Some lawyers have also argued, rightly, that constitutionally, the president does not need a WAEC result to qualify as a candidate since the constitution so ridiculously lowered the educational qualification bar.

While Section 131 of the 1999 Constitution provides that, “A person shall be qualified for election to the office of President if (a) he is a citizen of Nigeria by birth; (b) he has attained the age of forty years; (c) he is a member of a political party and is sponsored by that political party; and (d) he has been educated up to at least School Certificate level or its equivalent,” Section 318(1) went on to add “(a) a Secondary School Certificate or its equivalent, or Grade II Teacher’s Certificate, the City and Guilds Certificate; or (b) education up to Secondary School Certificate level (i.e. without the certificate); or (c) Primary Six School Leaving Certificate or its equivalent and (i) service in the public or private sector in the Federation in any capacity acceptable to the Independent National Electoral Commission for a minimum of ten years ….”

But those who argue along this line miss the point.

What did the president declare to INEC – secondary school or primary school certificate? If he declared WAEC when all he has is primary school certificate, then he committed perjury and that is a criminal offence.

Let me be clear here: The President cannot come out of this certificate saga smelling rose.

He may well use the bully pulpit of his presidency to deflect attacks and avoid consequential scrutiny.

But he is the president of Nigeria.

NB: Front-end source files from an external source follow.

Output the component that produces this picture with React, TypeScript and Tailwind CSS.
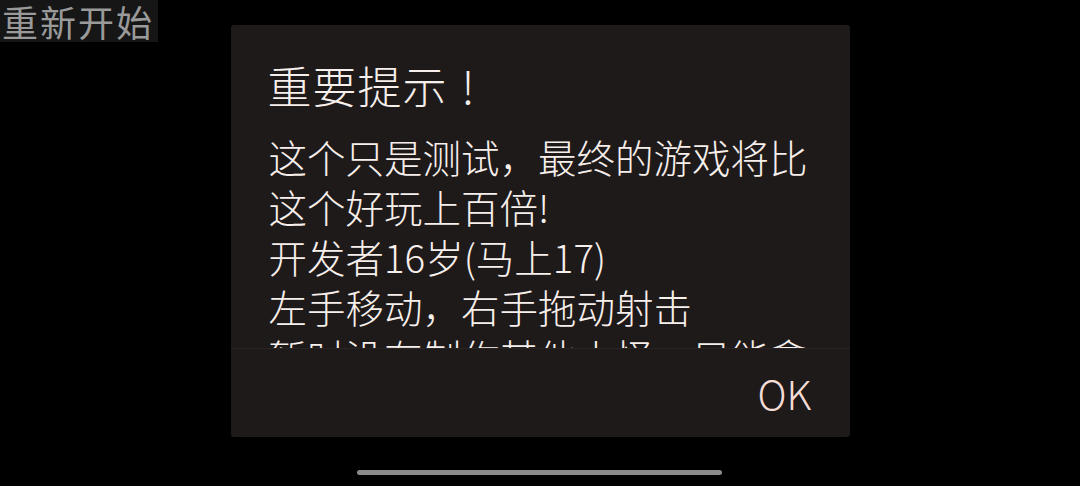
const lines = [
  '这个只是测试，最终的游戏将比',
  '这个好玩上百倍!',
  '开发者16岁(马上17)',
  '左手移动，右手拖动射击',
  '暂时没有制作其他小怪，只能拿',
];

export default function App() {
  return (
    <div
      className="relative w-[1080px] h-[486px] bg-black overflow-hidden flex flex-col items-center"
      style={{ fontFamily: '"Noto Sans CJK SC", "Noto Sans", sans-serif' }}
    >
      {/* game button behind the dialog */}
      <div className="absolute left-0 top-0 h-[42px] pl-[2px] pr-[4px] bg-[#161616] text-[#9a9a9a] text-[36px] leading-[42px] tracking-[2px]">
        重新开始
      </div>

      <div className="relative mt-[25px] w-[619px] h-[412px] rounded-[3px] bg-[#1f1a1a] flex flex-col font-light">
        <div className="pl-[37px] pt-[33px] text-[44px] leading-[54px] tracking-[1px] text-[#f7efeb]">
          重要提示<span className="ml-[14px]">!</span>
        </div>

        <div className="mt-[19px] h-[217px] overflow-hidden pl-[38px] text-[38.5px] leading-[50px] text-[#f7efeb]">
          {lines.map((l, i) => (
            <div key={i} className="whitespace-nowrap">
              {l}
            </div>
          ))}
        </div>

        <div className="h-px bg-[#2a2424]" />

        <div className="flex-1 flex items-center justify-end pr-[38px]">
          <span className="text-[40px] leading-none text-[#f5ddd6]">OK</span>
        </div>
      </div>

      <div className="absolute left-[357px] top-[470px] w-[365px] h-[5px] rounded-full bg-[#8a8a8a]" />
    </div>
  );
}
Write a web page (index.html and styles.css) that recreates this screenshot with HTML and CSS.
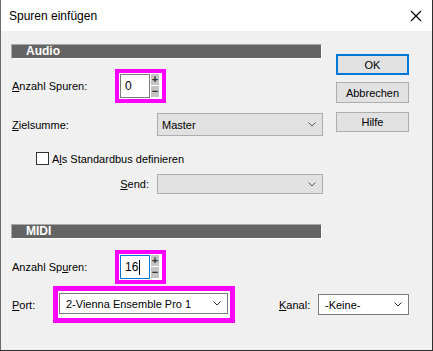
FILE: index.html
```html
<!DOCTYPE html>
<html lang="de">
<head>
    <meta charset="UTF-8">
    <title>Spuren einfügen</title>
    <link rel="stylesheet" href="styles.css">
</head>
<body>
    <div class="window">
        <div class="titlebar">
            <span class="title">Spuren einfügen</span>
            <svg class="close" width="12" height="12" viewBox="0 0 12 12">
                <path d="M1 1 L11 11 M11 1 L1 11" stroke="#000" stroke-width="1.1" fill="none"/>
            </svg>
        </div>
        <div class="content">
            <div class="top">
                <div class="main">
                    <div class="sectionHead">Audio</div>
                    <div class="row spinRow">
                        <span class="label"><u>A</u>nzahl Spuren:</span>
                        <div class="mark">
                            <div class="spin">
                                <div class="field">0</div>
                                <div class="arrows">
                                    <div class="arrow">+</div>
                                    <div class="arrow">&minus;</div>
                                </div>
                            </div>
                        </div>
                    </div>
                    <div class="row selectRow">
                        <span class="label"><u>Z</u>ielsumme:</span>
                        <div class="combo grey tall">
                            <span>Master</span>
                            <svg class="chev" width="8" height="5" viewBox="0 0 8 5"><path d="M0.5 0.5 L4 4 L7.5 0.5" stroke="#555" fill="none"/></svg>
                        </div>
                    </div>
                    <div class="row checkRow">
                        <span class="box"></span>
                        <span>A<u>l</u>s Standardbus definieren</span>
                    </div>
                    <div class="row sendRow">
                        <span class="label right"><u>S</u>end:</span>
                        <div class="combo grey">
                            <span></span>
                            <svg class="chev" width="8" height="5" viewBox="0 0 8 5"><path d="M0.5 0.5 L4 4 L7.5 0.5" stroke="#555" fill="none"/></svg>
                        </div>
                    </div>
                </div>
                <div class="buttons">
                    <button class="btn default">OK</button>
                    <button class="btn">Abbrechen</button>
                    <button class="btn help">Hilfe</button>
                </div>
            </div>
            <div class="midi">
                <div class="sectionHead">MIDI</div>
                <div class="row spinRow midiSpin">
                    <span class="label">Anzahl Sp<u>u</u>ren:</span>
                    <div class="mark">
                        <div class="spin">
                            <div class="field focus">16<span class="caret"></span></div>
                            <div class="arrows">
                                <div class="arrow">+</div>
                                <div class="arrow">&minus;</div>
                            </div>
                        </div>
                    </div>
                </div>
                <div class="row portRow">
                    <span class="label short"><u>P</u>ort:</span>
                    <div class="mark wide">
                        <div class="combo white port">
                            <span>2-Vienna Ensemble Pro 1</span>
                            <svg class="chev" width="8" height="5" viewBox="0 0 8 5"><path d="M0.5 0.5 L4 4 L7.5 0.5" stroke="#333" fill="none"/></svg>
                        </div>
                    </div>
                    <span class="label kanal"><u>K</u>anal:</span>
                    <div class="combo white kanalBox">
                        <span>-Keine-</span>
                        <svg class="chev" width="8" height="5" viewBox="0 0 8 5"><path d="M0.5 0.5 L4 4 L7.5 0.5" stroke="#333" fill="none"/></svg>
                    </div>
                </div>
            </div>
        </div>
    </div>
</body>
</html>
```

FILE: styles.css
```css
body {
    margin: 0;
    background-color: #2e2e2e;
    font-family: "Liberation Sans", Arial, sans-serif;
    font-size: 11px;
    color: #000;
}
.window {
    width: 431px;
    height: 350px;
    border-left: 1px solid #6a6a6a;
    background-color: #f0f0f0;
}
.titlebar {
    height: 31px;
    background-color: #fff;
    display: flex;
    align-items: center;
    justify-content: space-between;
    padding: 0 10px 0 8px;
}
.title {
    font-size: 12px;
}
.content {
    padding-left: 10px;
}
.top {
    display: flex;
}
.main {
    width: 312px;
}
.sectionHead {
    width: 295px;
    height: 13px;
    margin-top: 13px;
    padding-left: 14px;
    background-color: #646464;
    border-top: 1px solid #a8a8a8;
    border-left: 1px solid #a8a8a8;
    border-bottom: 1px solid #fff;
    border-right: 1px solid #fff;
    color: #fff;
    font-weight: bold;
    font-size: 12px;
    line-height: 13px;
}
.row {
    display: flex;
    align-items: center;
}
.label {
    width: 103px;
    padding-left: 1px;
}
.label.right {
    width: 138px;
    padding-left: 0;
    padding-right: 8px;
    text-align: right;
}
.spinRow {
    margin-top: 10px;
}
.mark {
    border: 4px solid #ff00ff;
    padding: 1px;
    background-color: #fff;
}
.spin {
    display: flex;
    gap: 1px;
}
.field {
    width: 24px;
    height: 22px;
    border: 1px solid #7a7a7a;
    background-color: #fff;
    padding-left: 4px;
    line-height: 22px;
    font-size: 12px;
}
.field.focus {
    border-color: #0078d7;
    display: flex;
    align-items: center;
}
.caret {
    width: 1px;
    height: 15px;
    background-color: #000;
    margin-left: 1px;
}
.arrows {
    display: flex;
    flex-direction: column;
    gap: 1px;
    padding-right: 2px;
}
.arrow {
    width: 8px;
    height: 11px;
    background-color: #c4c4c4;
    color: #333;
    font-weight: bold;
    font-size: 11px;
    line-height: 11px;
    text-align: center;
}
.selectRow {
    margin-top: 10px;
}
.combo {
    display: flex;
    align-items: center;
    justify-content: space-between;
    box-sizing: border-box;
    padding: 0 6px 0 4px;
}
.combo.grey {
    width: 166px;
    height: 20px;
    margin-left: 42px;
    background-color: #e1e1e1;
    border: 1px solid #adadad;
}
.combo.tall {
    height: 23px;
}
.combo.white {
    background-color: #fff;
    border: 1px solid #7a7a7a;
    height: 21px;
}
.checkRow {
    margin-top: 16px;
    padding-left: 25px;
    gap: 3px;
}
.box {
    width: 11px;
    height: 11px;
    border: 1px solid #333;
    background-color: #fff;
}
.sendRow {
    margin-top: 9px;
}
.sendRow .combo.grey {
    margin-left: 0;
}
.buttons {
    display: flex;
    flex-direction: column;
    margin-left: 13px;
    margin-top: 23px;
}
.btn {
    width: 73px;
    height: 21px;
    margin-bottom: 7px;
    background-color: #e1e1e1;
    border: 1px solid #adadad;
    font-family: "Liberation Sans", Arial, sans-serif;
    font-size: 11px;
    padding: 0;
}
.btn.default {
    border: 2px solid #0078d7;
}
.btn.help {
    margin-top: 2px;
    height: 20px;
}
.midi .sectionHead {
    margin-top: 30px;
}
.midiSpin {
    margin-top: 11px;
}
.portRow {
    margin-top: 2px;
}
.label.short {
    width: 41px;
}
.mark.wide {
    border-width: 5px;
    padding: 2px 2px 4px 1px;
}
.combo.port {
    width: 169px;
    padding-left: 6px;
}
.kanal {
    width: 39px;
    margin-left: 44px;
    padding-left: 0;
}
.kanalBox {
    width: 91px;
    padding-left: 6px;
}
```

That counts for much because with the presidency comes an obligation to set a moral tone for the country. He has not done that in this matter. Integrity is, indeed, made of sterner stuff.

  • Editor’s Note: This article was written before Dr. Iyi Uwadiae, the Registrar of WAEC, presented what Femi Adesina called “attestation certificate and confirmation of school certificate result” to President Buhari on Friday, November 2, 2018 at Aso Rock, Abuja.